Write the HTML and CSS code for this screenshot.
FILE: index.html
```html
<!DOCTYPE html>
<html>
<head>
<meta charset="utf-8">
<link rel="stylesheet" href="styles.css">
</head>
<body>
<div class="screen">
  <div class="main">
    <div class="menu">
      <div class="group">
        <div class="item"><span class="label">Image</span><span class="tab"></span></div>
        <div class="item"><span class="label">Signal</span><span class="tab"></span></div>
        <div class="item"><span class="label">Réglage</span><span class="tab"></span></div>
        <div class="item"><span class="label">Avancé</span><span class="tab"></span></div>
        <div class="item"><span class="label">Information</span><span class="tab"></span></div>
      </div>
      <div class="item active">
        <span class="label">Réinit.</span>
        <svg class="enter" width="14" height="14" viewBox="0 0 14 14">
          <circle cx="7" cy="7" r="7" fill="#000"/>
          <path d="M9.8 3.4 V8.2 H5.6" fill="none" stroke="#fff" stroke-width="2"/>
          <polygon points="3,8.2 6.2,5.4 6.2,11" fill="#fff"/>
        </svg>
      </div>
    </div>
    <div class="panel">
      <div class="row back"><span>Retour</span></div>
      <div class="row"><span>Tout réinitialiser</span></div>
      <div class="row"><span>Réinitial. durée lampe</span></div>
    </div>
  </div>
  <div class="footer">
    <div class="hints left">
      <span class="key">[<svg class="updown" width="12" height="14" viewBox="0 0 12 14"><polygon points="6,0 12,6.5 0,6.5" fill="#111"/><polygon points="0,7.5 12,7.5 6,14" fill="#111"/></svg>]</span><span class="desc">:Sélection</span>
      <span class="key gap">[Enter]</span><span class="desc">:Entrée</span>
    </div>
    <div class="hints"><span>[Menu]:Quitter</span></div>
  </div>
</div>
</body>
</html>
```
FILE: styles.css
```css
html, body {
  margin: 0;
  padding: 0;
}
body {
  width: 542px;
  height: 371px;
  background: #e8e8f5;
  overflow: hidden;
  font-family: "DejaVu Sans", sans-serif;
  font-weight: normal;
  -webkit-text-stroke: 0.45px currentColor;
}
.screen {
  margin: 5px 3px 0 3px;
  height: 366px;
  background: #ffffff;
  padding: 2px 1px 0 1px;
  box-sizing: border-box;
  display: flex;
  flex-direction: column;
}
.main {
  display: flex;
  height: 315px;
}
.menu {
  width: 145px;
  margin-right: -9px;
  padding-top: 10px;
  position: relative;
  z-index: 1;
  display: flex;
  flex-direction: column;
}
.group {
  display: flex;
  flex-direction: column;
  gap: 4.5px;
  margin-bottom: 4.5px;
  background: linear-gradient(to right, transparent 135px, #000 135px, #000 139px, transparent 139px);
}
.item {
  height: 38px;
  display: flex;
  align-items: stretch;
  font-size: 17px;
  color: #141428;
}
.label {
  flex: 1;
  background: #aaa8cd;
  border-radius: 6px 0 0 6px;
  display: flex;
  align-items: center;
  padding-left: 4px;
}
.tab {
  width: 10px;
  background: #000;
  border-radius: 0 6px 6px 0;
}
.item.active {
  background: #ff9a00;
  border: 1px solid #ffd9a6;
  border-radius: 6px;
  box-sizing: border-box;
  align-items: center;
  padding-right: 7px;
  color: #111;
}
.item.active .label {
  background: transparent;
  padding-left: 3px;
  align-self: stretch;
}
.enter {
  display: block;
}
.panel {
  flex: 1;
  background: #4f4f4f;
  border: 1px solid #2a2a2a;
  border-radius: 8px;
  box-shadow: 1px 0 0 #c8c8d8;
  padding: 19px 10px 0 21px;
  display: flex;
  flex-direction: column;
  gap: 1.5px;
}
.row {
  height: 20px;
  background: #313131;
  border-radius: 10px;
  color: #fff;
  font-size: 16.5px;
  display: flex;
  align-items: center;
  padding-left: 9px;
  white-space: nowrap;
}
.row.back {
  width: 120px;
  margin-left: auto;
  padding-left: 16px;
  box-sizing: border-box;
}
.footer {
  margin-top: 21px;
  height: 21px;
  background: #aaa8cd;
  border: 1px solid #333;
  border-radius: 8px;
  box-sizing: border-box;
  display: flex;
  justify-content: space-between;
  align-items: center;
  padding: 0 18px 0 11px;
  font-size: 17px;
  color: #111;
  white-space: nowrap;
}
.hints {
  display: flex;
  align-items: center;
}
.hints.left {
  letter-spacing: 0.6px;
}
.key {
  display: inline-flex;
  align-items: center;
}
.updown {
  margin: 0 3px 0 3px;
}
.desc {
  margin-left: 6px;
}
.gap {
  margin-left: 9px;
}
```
------------------------
The listing above must be transcribed exactly, line by line.

> **TASK RESPONSE**:
Write the HTML and CSS code for this screenshot.
FILE: index.html
```html
<!DOCTYPE html>
<html>
<head>
<meta charset="utf-8">
<link rel="stylesheet" href="styles.css">
</head>
<body>
<div class="screen">
  <div class="main">
    <div class="menu">
      <div class="group">
        <div class="item"><span class="label">Image</span><span class="tab"></span></div>
        <div class="item"><span class="label">Signal</span><span class="tab"></span></div>
        <div class="item"><span class="label">Réglage</span><span class="tab"></span></div>
        <div class="item"><span class="label">Avancé</span><span class="tab"></span></div>
        <div class="item"><span class="label">Information</span><span class="tab"></span></div>
      </div>
      <div class="item active">
        <span class="label">Réinit.</span>
        <svg class="enter" width="14" height="14" viewBox="0 0 14 14">
          <circle cx="7" cy="7" r="7" fill="#000"/>
          <path d="M9.8 3.4 V8.2 H5.6" fill="none" stroke="#fff" stroke-width="2"/>
          <polygon points="3,8.2 6.2,5.4 6.2,11" fill="#fff"/>
        </svg>
      </div>
    </div>
    <div class="panel">
      <div class="row back"><span>Retour</span></div>
      <div class="row"><span>Tout réinitialiser</span></div>
      <div class="row"><span>Réinitial. durée lampe</span></div>
    </div>
  </div>
  <div class="footer">
    <div class="hints left">
      <span class="key">[<svg class="updown" width="12" height="14" viewBox="0 0 12 14"><polygon points="6,0 12,6.5 0,6.5" fill="#111"/><polygon points="0,7.5 12,7.5 6,14" fill="#111"/></svg>]</span><span class="desc">:Sélection</span>
      <span class="key gap">[Enter]</span><span class="desc">:Entrée</span>
    </div>
    <div class="hints"><span>[Menu]:Quitter</span></div>
  </div>
</div>
</body>
</html>
```
FILE: styles.css
```css
html, body {
  margin: 0;
  padding: 0;
}
body {
  width: 542px;
  height: 371px;
  background: #e8e8f5;
  overflow: hidden;
  font-family: "DejaVu Sans", sans-serif;
  font-weight: normal;
  -webkit-text-stroke: 0.45px currentColor;
}
.screen {
  margin: 5px 3px 0 3px;
  height: 366px;
  background: #ffffff;
  padding: 2px 1px 0 1px;
  box-sizing: border-box;
  display: flex;
  flex-direction: column;
}
.main {
  display: flex;
  height: 315px;
}
.menu {
  width: 145px;
  margin-right: -9px;
  padding-top: 10px;
  position: relative;
  z-index: 1;
  display: flex;
  flex-direction: column;
}
.group {
  display: flex;
  flex-direction: column;
  gap: 4.5px;
  margin-bottom: 4.5px;
  background: linear-gradient(to right, transparent 135px, #000 135px, #000 139px, transparent 139px);
}
.item {
  height: 38px;
  display: flex;
  align-items: stretch;
  font-size: 17px;
  color: #141428;
}
.label {
  flex: 1;
  background: #aaa8cd;
  border-radius: 6px 0 0 6px;
  display: flex;
  align-items: center;
  padding-left: 4px;
}
.tab {
  width: 10px;
  background: #000;
  border-radius: 0 6px 6px 0;
}
.item.active {
  background: #ff9a00;
  border: 1px solid #ffd9a6;
  border-radius: 6px;
  box-sizing: border-box;
  align-items: center;
  padding-right: 7px;
  color: #111;
}
.item.active .label {
  background: transparent;
  padding-left: 3px;
  align-self: stretch;
}
.enter {
  display: block;
}
.panel {
  flex: 1;
  background: #4f4f4f;
  border: 1px solid #2a2a2a;
  border-radius: 8px;
  box-shadow: 1px 0 0 #c8c8d8;
  padding: 19px 10px 0 21px;
  display: flex;
  flex-direction: column;
  gap: 1.5px;
}
.row {
  height: 20px;
  background: #313131;
  border-radius: 10px;
  color: #fff;
  font-size: 16.5px;
  display: flex;
  align-items: center;
  padding-left: 9px;
  white-space: nowrap;
}
.row.back {
  width: 120px;
  margin-left: auto;
  padding-left: 16px;
  box-sizing: border-box;
}
.footer {
  margin-top: 21px;
  height: 21px;
  background: #aaa8cd;
  border: 1px solid #333;
  border-radius: 8px;
  box-sizing: border-box;
  display: flex;
  justify-content: space-between;
  align-items: center;
  padding: 0 18px 0 11px;
  font-size: 17px;
  color: #111;
  white-space: nowrap;
}
.hints {
  display: flex;
  align-items: center;
}
.hints.left {
  letter-spacing: 0.6px;
}
.key {
  display: inline-flex;
  align-items: center;
}
.updown {
  margin: 0 3px 0 3px;
}
.desc {
  margin-left: 6px;
}
.gap {
  margin-left: 9px;
}
```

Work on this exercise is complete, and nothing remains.